Lorene Bible, the mother of Lauria Bible, says the passing was a day years in the making and they hope this bill, if it becomes law, will keep criminals locked up longer.

Bible and Ashley Freeman went missing in December of 1999.

Ronnie Busick was convicted of accessory to murder in 2020 and was released after serving 2 years and 4 months of a 10-year sentence.

His sentence was reduced due to credits for time served and what corrections officials called good behavior.

"At the time, we talked to everybody that would listen to us to try to keep Ronnie Busick from getting out. It didn't happen,” said Bible. “How do we make sure this doesn't happen to another family?"

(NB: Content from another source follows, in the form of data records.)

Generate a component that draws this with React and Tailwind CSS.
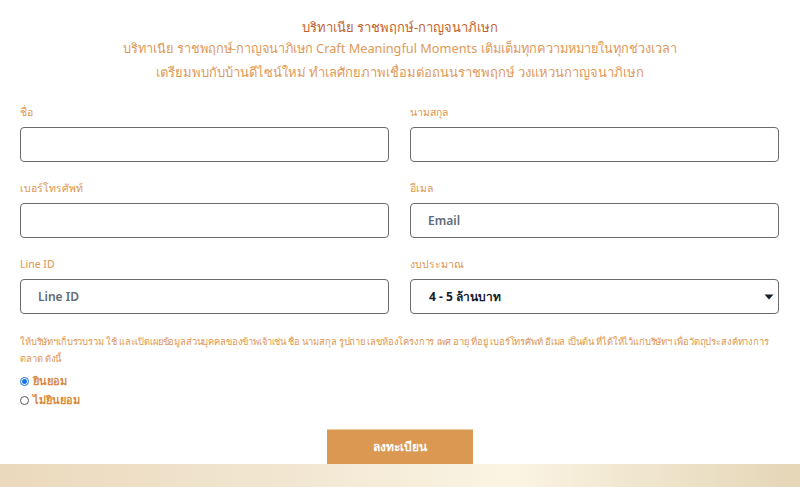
import React from "react";

const font = { fontFamily: '"Noto Sans", "Liberation Sans", sans-serif' };

function Field({ label, placeholder, children }) {
  return (
    <div className="flex flex-col">
      <label className="text-[10.5px] leading-[14px] text-[#e0964f] mb-[8px] h-[14px]">{label}</label>
      {children ? (
        children
      ) : (
        <input
          placeholder={placeholder}
          className="h-[35px] w-full rounded-[4px] border border-[#6b6b6b] bg-white px-[17px] text-[12px] font-semibold text-[#4b5a6b] placeholder:text-[#5d6b7a] outline-none"
          style={font}
        />
      )}
    </div>
  );
}

export default function App() {
  return (
    <div className="w-[800px] h-[487px] bg-white flex flex-col overflow-hidden" style={font}>
      <div className="flex flex-col items-center pt-[18px]">
        <p className="text-[13px] leading-[18px] text-[#c2642b]">บริทาเนีย ราชพฤกษ์-กาญจนาภิเษก</p>
        <p className="text-[12.75px] leading-[24px] text-[#df9a58]">
          บริทาเนีย ราชพฤกษ์-กาญจนาภิเษก Craft Meaningful Moments เติมเต็มทุกความหมายในทุกช่วงเวลา
        </p>
        <p className="text-[13px] leading-[24px] text-[#df9a58]">
          เตรียมพบกับบ้านดีไซน์ใหม่ ทำเลศักยภาพเชื่อมต่อถนนราชพฤกษ์ วงแหวนกาญจนาภิเษก
        </p>
      </div>

      <div className="px-[20px] pr-[21px] mt-[21px] grid grid-cols-2 gap-x-[21px] gap-y-[19px]">
        <Field label="ชื่อ" />
        <Field label="นามสกุล" />
        <Field label="เบอร์โทรศัพท์" />
        <Field label="อีเมล" placeholder="Email" />
        <Field label="Line ID" placeholder="Line ID" />
        <Field label="งบประมาณ">
          <div className="relative h-[35px] w-full rounded-[4px] border border-[#6b6b6b] bg-white flex items-center px-[18px]">
            <span className="text-[12px] font-bold text-[#16202e]">4 - 5 ล้านบาท</span>
            <svg className="absolute right-[4px] top-[14px]" width="10" height="6" viewBox="0 0 10 6">
              <path d="M0.5 0.5 L9.5 0.5 L5 5.5 Z" fill="#16202e" />
            </svg>
          </div>
        </Field>
      </div>

      <div className="px-[20px] mt-[19px]">
        <p className="text-[9.4px] tracking-[-0.15px] leading-[17px] text-[#e0964f] whitespace-nowrap">
          ให้บริษัทฯเก็บรวบรวม ใช้ และเปิดเผยข้อมูลส่วนบุคคลของข้าพเจ้าเช่น ชื่อ นามสกุล รูปถ่าย เลขห้องโครงการ เพศ อายุ ที่อยู่ เบอร์โทรศัพท์ อีเมล เป็นต้น ที่ได้ให้ไว้แก่บริษัทฯ เพื่อวัตถุประสงค์ทางการ
          <br />
          ตลาด ดังนี้
        </p>
        <div className="mt-[5px] flex flex-col gap-[1px]">
          <label className="flex items-center gap-[4px] h-[18px]">
            <span className="w-[9px] h-[9px] rounded-full border border-[#1a73e8] bg-white flex items-center justify-center">
              <span className="w-[5px] h-[5px] rounded-full bg-[#1a73e8]" />
            </span>
            <span className="text-[11px] font-bold text-[#d98a40]">ยินยอม</span>
          </label>
          <label className="flex items-center gap-[4px] h-[18px]">
            <span className="w-[9px] h-[9px] rounded-full border border-[#555] bg-white" />
            <span className="text-[11px] font-bold text-[#d98a40]">ไม่ยินยอม</span>
          </label>
        </div>
      </div>

      <div className="flex justify-center mt-[20px]">
        <button className="w-[146px] h-[35px] bg-[#db9853] border-t border-[#eccaa4] text-white text-[12px] font-bold">
          ลงทะเบียน
        </button>
      </div>
      <div className="flex-1 bg-[linear-gradient(90deg,#ead9bc_0%,#f3e8d4_40%,#fbf4e3_64%,#efe4cc_82%,#e4d6b6_100%)]" />
    </div>
  );
}
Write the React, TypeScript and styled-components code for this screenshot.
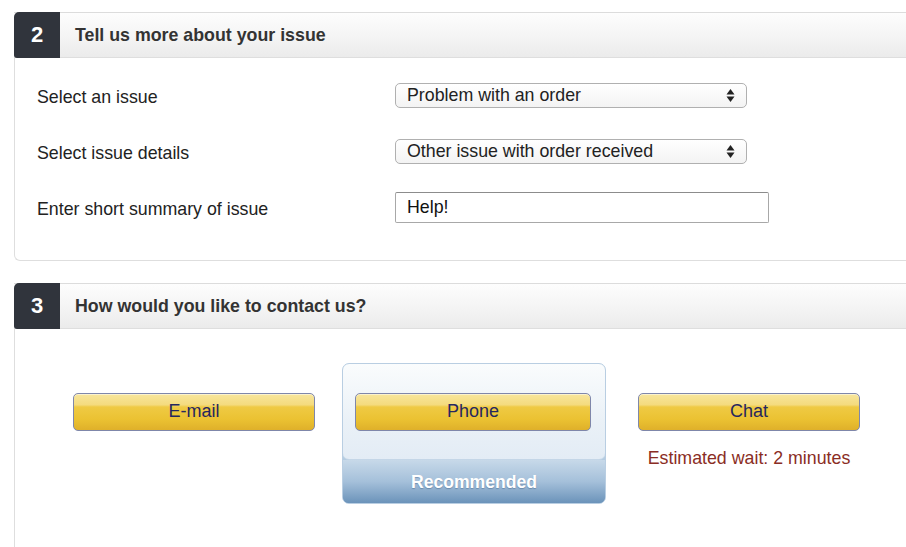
import styled, { createGlobalStyle } from 'styled-components'

const GlobalStyle = createGlobalStyle`
  html, body {
    margin: 0;
    padding: 0;
    background: #fff;
    overflow: hidden;
  }
  body {
    font-family: "Liberation Sans", Arial, Helvetica, sans-serif;
  }
`

type Option = { label: string; value: string }

const issueOptions: Option[] = [
  { label: 'Problem with an order', value: 'order' },
]

const detailOptions: Option[] = [
  { label: 'Other issue with order received', value: 'other' },
]

function SelectArrows() {
  return (
    <svg width="9" height="15" viewBox="0 0 9 15">
      <path d="M4.5 1 L8.5 6.5 L0.5 6.5 Z" fill="#222" />
      <path d="M4.5 14 L8.5 8.5 L0.5 8.5 Z" fill="#222" />
    </svg>
  )
}

function FakeSelect({ options }: { options: Option[] }) {
  return (
    <SelectBox>
      <span>{options[0].label}</span>
      <SelectArrows />
    </SelectBox>
  )
}

function Step({ num, title, children }: { num: number; title: string; children: React.ReactNode }) {
  return (
    <Section>
      <Header>
        <StepNumber>{num}</StepNumber>
        <StepTitle>{title}</StepTitle>
      </Header>
      {children}
    </Section>
  )
}

function App() {
  return (
    <>
      <GlobalStyle />
      <Page>
        <Step num={2} title="Tell us more about your issue">
          <Body>
            <Form>
              <Label>Select an issue</Label>
              <FakeSelect options={issueOptions} />

              <Label>Select issue details</Label>
              <FakeSelect options={detailOptions} />

              <Label>Enter short summary of issue</Label>
              <TextInput defaultValue="Help!" />
            </Form>
          </Body>
        </Step>

        <Step num={3} title="How would you like to contact us?">
          <Body $open>
            <Contacts>
              <Column $width={242}>
                <YellowButton>E-mail</YellowButton>
              </Column>

              <Recommended>
                <RecommendedInner>
                  <YellowButton>Phone</YellowButton>
                </RecommendedInner>
                <RecommendedLabel>Recommended</RecommendedLabel>
              </Recommended>

              <Column $width={222}>
                <YellowButton>Chat</YellowButton>
                <WaitNote>Estimated wait: 2 minutes</WaitNote>
              </Column>
            </Contacts>
          </Body>
        </Step>
      </Page>
    </>
  )
}

const Page = styled.div`
  padding: 12px 0 0 14px;
  display: flex;
  flex-direction: column;
  gap: 22px;
  width: 920px;
`

const Section = styled.section`
  display: flex;
  flex-direction: column;
`

const Header = styled.header`
  display: flex;
  align-items: stretch;
  height: 44px;
  border-top: 1px solid #dcdcdc;
  border-bottom: 1px solid #dedede;
  background: linear-gradient(#fdfdfd, #f4f4f4 55%, #ebebeb);
`

const StepNumber = styled.div`
  width: 46px;
  margin-top: -1px;
  margin-bottom: -1px;
  display: flex;
  align-items: center;
  justify-content: center;
  background: #30343c;
  border-radius: 5px 0 0 3px;
  color: #fff;
  font-weight: bold;
  font-size: 22px;
`

const StepTitle = styled.h2`
  margin: 0 0 0 15px;
  align-self: center;
  font-size: 17.8px;
  font-weight: bold;
  color: #333;
`

const Body = styled.div<{ $open?: boolean }>`
  border-left: 1px solid #dedede;
  border-bottom: ${p => (p.$open ? 'none' : '1px solid #dedede')};
  border-bottom-left-radius: ${p => (p.$open ? '0' : '6px')};
  min-height: ${p => (p.$open ? '240px' : 'auto')};
`

const Form = styled.div`
  display: grid;
  grid-template-columns: 358px auto;
  grid-auto-rows: 33px;
  row-gap: 23px;
  align-items: center;
  justify-items: start;
  padding: 21px 0 36px 22px;
`

const Label = styled.label`
  font-size: 17.8px;
  color: #222;
  padding-top: 4px;
`

const SelectBox = styled.div`
  box-sizing: border-box;
  width: 352px;
  height: 25px;
  display: flex;
  align-items: center;
  justify-content: space-between;
  padding: 0 11px 0 11px;
  border: 1px solid #b0b0b0;
  border-radius: 5px;
  background: linear-gradient(#ffffff, #f3f3f3);
  font-size: 17.8px;
  color: #222;
`

const TextInput = styled.input`
  box-sizing: border-box;
  width: 374px;
  height: 31px;
  padding: 0 11px;
  border: 1px solid #a8a8a8;
  border-top-color: #8c8c8c;
  border-radius: 2px;
  font-family: inherit;
  font-size: 17.8px;
  color: #111;
  outline: none;
`

const Contacts = styled.div`
  display: flex;
  align-items: flex-start;
  padding: 34px 0 0 58px;
`

const Column = styled.div<{ $width: number }>`
  width: ${p => p.$width}px;
  margin-top: 30px;
  display: flex;
  flex-direction: column;
  align-items: center;
  &:first-child {
    margin-right: 27px;
  }
  &:last-child {
    margin-left: 32px;
  }
`

const YellowButton = styled.button`
  box-sizing: border-box;
  width: 100%;
  height: 38px;
  border: 1px solid #7f87aa;
  border-radius: 5px;
  background: linear-gradient(#f8e69c 0%, #f4db7e 30%, #efca44 36%, #ebc232 70%, #dfb02a 100%);
  box-shadow: inset 0 1px 0 rgba(255, 255, 255, 0.5);
  font-family: inherit;
  font-size: 18px;
  color: #26275f;
  padding: 0 0 2px;
  cursor: pointer;
`

const Recommended = styled.div`
  box-sizing: border-box;
  width: 264px;
  height: 141px;
  display: flex;
  flex-direction: column;
  border: 1px solid #b9cee2;
  border-radius: 7px;
  background: linear-gradient(#d4e3ef, #c3d7e8 60%, #a9c3dc 75%, #6a92ba 100%);
  overflow: hidden;
`

const RecommendedInner = styled.div`
  box-sizing: border-box;
  height: 97px;
  margin: -1px -1px 0;
  padding: 29px 14px 0 12px;
  border: 1px solid #c4d6e7;
  border-radius: 7px;
  background: linear-gradient(#fafcfd, #eaf1f7 60%, #e3ecf5);
`

const RecommendedLabel = styled.div`
  flex: 1;
  display: flex;
  align-items: center;
  justify-content: center;
  padding-top: 2px;
  color: #fff;
  font-weight: bold;
  font-size: 17.6px;
  text-shadow: 0 1px 1px rgba(60, 90, 130, 0.45);
  background: linear-gradient(#c7d9e9, #a5c0da 50%, #6b93ba);
`

const WaitNote = styled.div`
  margin-top: 17px;
  font-size: 17.8px;
  color: #8a2d24;
`

export default App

Lauria and Ashley’s Law would require people like Busick to serve 85 percent of their sentence and not get time off their sentence for doing things like brushing their teeth, making their bed, or having a good attitude.

All of those actions could reduce a prisoner’s time under current laws.

"Let's give the victims back some power and authority and some peace and safety instead of protecting criminals,” said Rep. Steve Bashore (R-Miami). “Criminals are going to be criminals. That's why they're criminals. That's why they're in jail. And that's why people like Lorene Bible are out fighting to change laws."

Bashore was the author of the bill on the house side, and he says it doesn’t matter if you pulled the trigger or if you were just there you still should face the consequences of your actions.

"That's all about choices,” said Bashore. “It's the choices we make, the choices you make, the choices we all make. If you're in that room, you know something happened, then you're still an active participant, that applies to me, that applies to everyone else."

Bible says she wants to make sure the girls didn’t die in vain and that their work these past 24 years will mean something.

"You have to make a choice when something like this happens,” said Bible. “You're either going to go hide in the closet and be devastated, or you got to be that family member's voice. I don't go hide. I want to be her voice. So today, Lauria was heard."

The bill will now head to the Senate.